_Exercise_: Omit all pictures. Copy the rest of the material exactly.

_Available data_:
---

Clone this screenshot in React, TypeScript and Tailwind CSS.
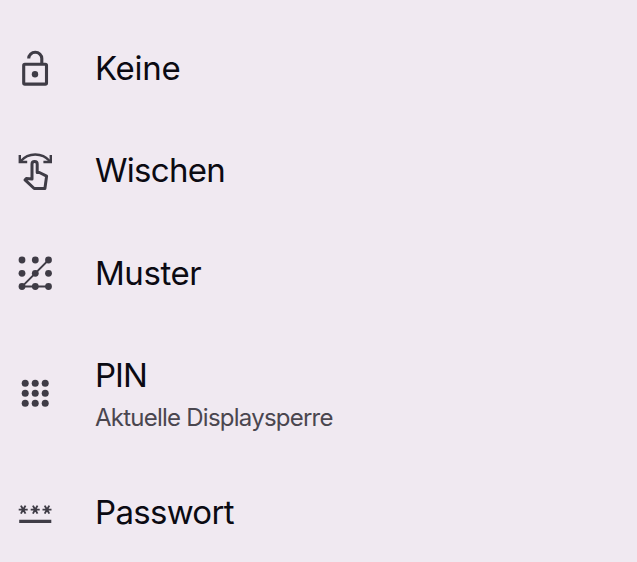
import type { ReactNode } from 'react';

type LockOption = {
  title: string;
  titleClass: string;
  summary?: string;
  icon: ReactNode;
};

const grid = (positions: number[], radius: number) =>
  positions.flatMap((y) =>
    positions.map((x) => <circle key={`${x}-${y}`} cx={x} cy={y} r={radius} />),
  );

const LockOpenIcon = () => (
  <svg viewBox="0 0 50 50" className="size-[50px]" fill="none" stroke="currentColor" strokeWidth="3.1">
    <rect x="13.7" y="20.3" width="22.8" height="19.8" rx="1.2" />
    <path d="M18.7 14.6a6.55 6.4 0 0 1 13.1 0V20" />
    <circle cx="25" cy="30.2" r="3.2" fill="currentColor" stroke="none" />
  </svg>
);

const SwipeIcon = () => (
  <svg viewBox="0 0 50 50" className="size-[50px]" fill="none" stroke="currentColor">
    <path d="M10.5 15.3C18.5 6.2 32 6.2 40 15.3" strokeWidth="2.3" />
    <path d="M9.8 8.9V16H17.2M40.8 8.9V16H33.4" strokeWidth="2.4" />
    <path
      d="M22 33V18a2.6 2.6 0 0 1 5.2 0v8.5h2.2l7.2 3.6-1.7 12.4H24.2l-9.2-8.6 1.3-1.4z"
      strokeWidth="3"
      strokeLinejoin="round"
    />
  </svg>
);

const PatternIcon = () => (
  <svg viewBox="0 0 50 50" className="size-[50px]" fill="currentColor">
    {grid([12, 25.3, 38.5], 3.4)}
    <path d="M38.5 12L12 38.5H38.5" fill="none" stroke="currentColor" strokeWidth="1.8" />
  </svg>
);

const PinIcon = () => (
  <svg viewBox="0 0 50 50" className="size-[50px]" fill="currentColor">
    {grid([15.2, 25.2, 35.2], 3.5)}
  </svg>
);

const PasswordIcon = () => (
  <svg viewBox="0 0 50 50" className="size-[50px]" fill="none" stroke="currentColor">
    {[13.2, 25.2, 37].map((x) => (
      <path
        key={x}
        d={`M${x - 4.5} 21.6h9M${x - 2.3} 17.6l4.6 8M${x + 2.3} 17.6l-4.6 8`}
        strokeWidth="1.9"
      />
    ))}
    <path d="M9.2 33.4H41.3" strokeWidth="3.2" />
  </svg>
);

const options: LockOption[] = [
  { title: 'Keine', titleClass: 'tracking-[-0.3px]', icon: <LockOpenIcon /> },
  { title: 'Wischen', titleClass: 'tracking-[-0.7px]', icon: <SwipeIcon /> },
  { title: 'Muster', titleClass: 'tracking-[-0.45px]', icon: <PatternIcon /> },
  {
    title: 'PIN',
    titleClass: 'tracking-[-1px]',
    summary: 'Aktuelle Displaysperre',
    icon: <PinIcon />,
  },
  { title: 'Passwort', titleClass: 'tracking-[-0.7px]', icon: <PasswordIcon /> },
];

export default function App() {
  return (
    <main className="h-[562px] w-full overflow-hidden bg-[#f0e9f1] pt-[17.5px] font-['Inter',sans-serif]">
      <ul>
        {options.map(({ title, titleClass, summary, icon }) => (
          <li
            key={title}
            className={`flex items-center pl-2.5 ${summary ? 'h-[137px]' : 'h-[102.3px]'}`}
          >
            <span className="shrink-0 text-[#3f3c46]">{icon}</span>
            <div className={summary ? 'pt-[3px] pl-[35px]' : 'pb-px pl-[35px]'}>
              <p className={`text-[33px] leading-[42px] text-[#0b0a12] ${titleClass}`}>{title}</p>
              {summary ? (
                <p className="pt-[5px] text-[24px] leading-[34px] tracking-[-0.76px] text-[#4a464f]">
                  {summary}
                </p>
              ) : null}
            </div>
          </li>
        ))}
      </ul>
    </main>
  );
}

---

_Correct output_:
Clone this screenshot in React, TypeScript and Tailwind CSS.
import type { ReactNode } from 'react';

type LockOption = {
  title: string;
  titleClass: string;
  summary?: string;
  icon: ReactNode;
};

const grid = (positions: number[], radius: number) =>
  positions.flatMap((y) =>
    positions.map((x) => <circle key={`${x}-${y}`} cx={x} cy={y} r={radius} />),
  );

const LockOpenIcon = () => (
  <svg viewBox="0 0 50 50" className="size-[50px]" fill="none" stroke="currentColor" strokeWidth="3.1">
    <rect x="13.7" y="20.3" width="22.8" height="19.8" rx="1.2" />
    <path d="M18.7 14.6a6.55 6.4 0 0 1 13.1 0V20" />
    <circle cx="25" cy="30.2" r="3.2" fill="currentColor" stroke="none" />
  </svg>
);

const SwipeIcon = () => (
  <svg viewBox="0 0 50 50" className="size-[50px]" fill="none" stroke="currentColor">
    <path d="M10.5 15.3C18.5 6.2 32 6.2 40 15.3" strokeWidth="2.3" />
    <path d="M9.8 8.9V16H17.2M40.8 8.9V16H33.4" strokeWidth="2.4" />
    <path
      d="M22 33V18a2.6 2.6 0 0 1 5.2 0v8.5h2.2l7.2 3.6-1.7 12.4H24.2l-9.2-8.6 1.3-1.4z"
      strokeWidth="3"
      strokeLinejoin="round"
    />
  </svg>
);

const PatternIcon = () => (
  <svg viewBox="0 0 50 50" className="size-[50px]" fill="currentColor">
    {grid([12, 25.3, 38.5], 3.4)}
    <path d="M38.5 12L12 38.5H38.5" fill="none" stroke="currentColor" strokeWidth="1.8" />
  </svg>
);

const PinIcon = () => (
  <svg viewBox="0 0 50 50" className="size-[50px]" fill="currentColor">
    {grid([15.2, 25.2, 35.2], 3.5)}
  </svg>
);

const PasswordIcon = () => (
  <svg viewBox="0 0 50 50" className="size-[50px]" fill="none" stroke="currentColor">
    {[13.2, 25.2, 37].map((x) => (
      <path
        key={x}
        d={`M${x - 4.5} 21.6h9M${x - 2.3} 17.6l4.6 8M${x + 2.3} 17.6l-4.6 8`}
        strokeWidth="1.9"
      />
    ))}
    <path d="M9.2 33.4H41.3" strokeWidth="3.2" />
  </svg>
);

const options: LockOption[] = [
  { title: 'Keine', titleClass: 'tracking-[-0.3px]', icon: <LockOpenIcon /> },
  { title: 'Wischen', titleClass: 'tracking-[-0.7px]', icon: <SwipeIcon /> },
  { title: 'Muster', titleClass: 'tracking-[-0.45px]', icon: <PatternIcon /> },
  {
    title: 'PIN',
    titleClass: 'tracking-[-1px]',
    summary: 'Aktuelle Displaysperre',
    icon: <PinIcon />,
  },
  { title: 'Passwort', titleClass: 'tracking-[-0.7px]', icon: <PasswordIcon /> },
];

export default function App() {
  return (
    <main className="h-[562px] w-full overflow-hidden bg-[#f0e9f1] pt-[17.5px] font-['Inter',sans-serif]">
      <ul>
        {options.map(({ title, titleClass, summary, icon }) => (
          <li
            key={title}
            className={`flex items-center pl-2.5 ${summary ? 'h-[137px]' : 'h-[102.3px]'}`}
          >
            <span className="shrink-0 text-[#3f3c46]">{icon}</span>
            <div className={summary ? 'pt-[3px] pl-[35px]' : 'pb-px pl-[35px]'}>
              <p className={`text-[33px] leading-[42px] text-[#0b0a12] ${titleClass}`}>{title}</p>
              {summary ? (
                <p className="pt-[5px] text-[24px] leading-[34px] tracking-[-0.76px] text-[#4a464f]">
                  {summary}
                </p>
              ) : null}
            </div>
          </li>
        ))}
      </ul>
    </main>
  );
}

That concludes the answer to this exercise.